US OPIC provides Political Risk Insurance for investment in Tunisia
Head of the US Overseas Private Investment Corporation (OPIC) Peter Watson has signed an agreement with Tunisia's Minister for Development and International Cooperation, Mohamed Nouiri Jouini under which OPIC will provide political risk insurance for US companies to invest in Tunisia.
The agreement updates a document originally concluded between the two countries in 1959. The bilateral agreement affirms the two nations' "common desire" to encourage activities in the Republic of Tunisia that promote the economic resources and productive capacities of the Arab state and recognizes that "this objective can be promoted through investment support" by OPIC.

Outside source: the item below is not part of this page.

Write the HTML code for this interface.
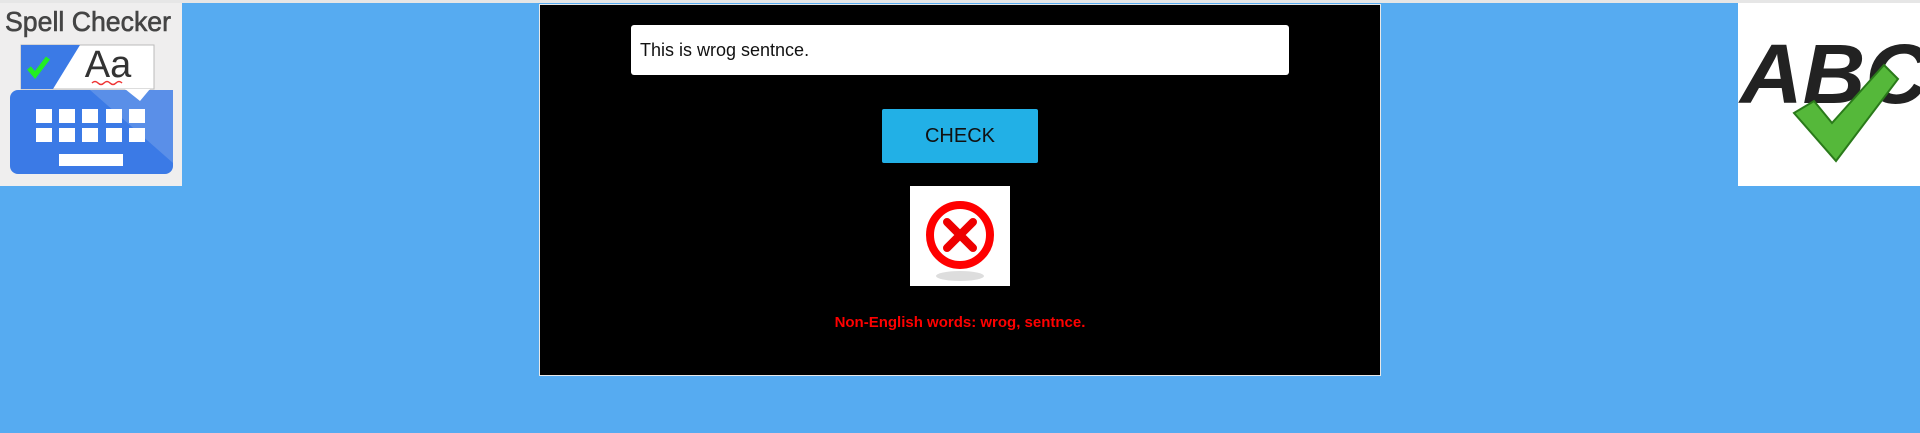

Watson said the agreement reaffirmed "the strong ties between our two nations." "For OPIC, the strength of that tie lies in our ability to enable US companies to contribute to the development of Tunisia's free market economy. The projects OPIC supports devolve many developmental benefits to ordinary Tunisians, among them jobs, procurement of materials, technological expertise, and the growth of Tunisia's financial infrastructure,” he said.
Historically, OPIC has supported 20 projects in Tunisia with nearly $550 million in political risk insurance. Those projects have represented a variety of sectors in Tunisia's economy, from manufacturing to financial services, tourism to oil and gas exploration.
OPIC was established as an agency of the US government in 1971. It helps US businesses invest overseas, fosters economic development in new and emerging markets, complements the private sector in managing risks associated with foreign direct investment, and supports US foreign policy. — (menareport.com)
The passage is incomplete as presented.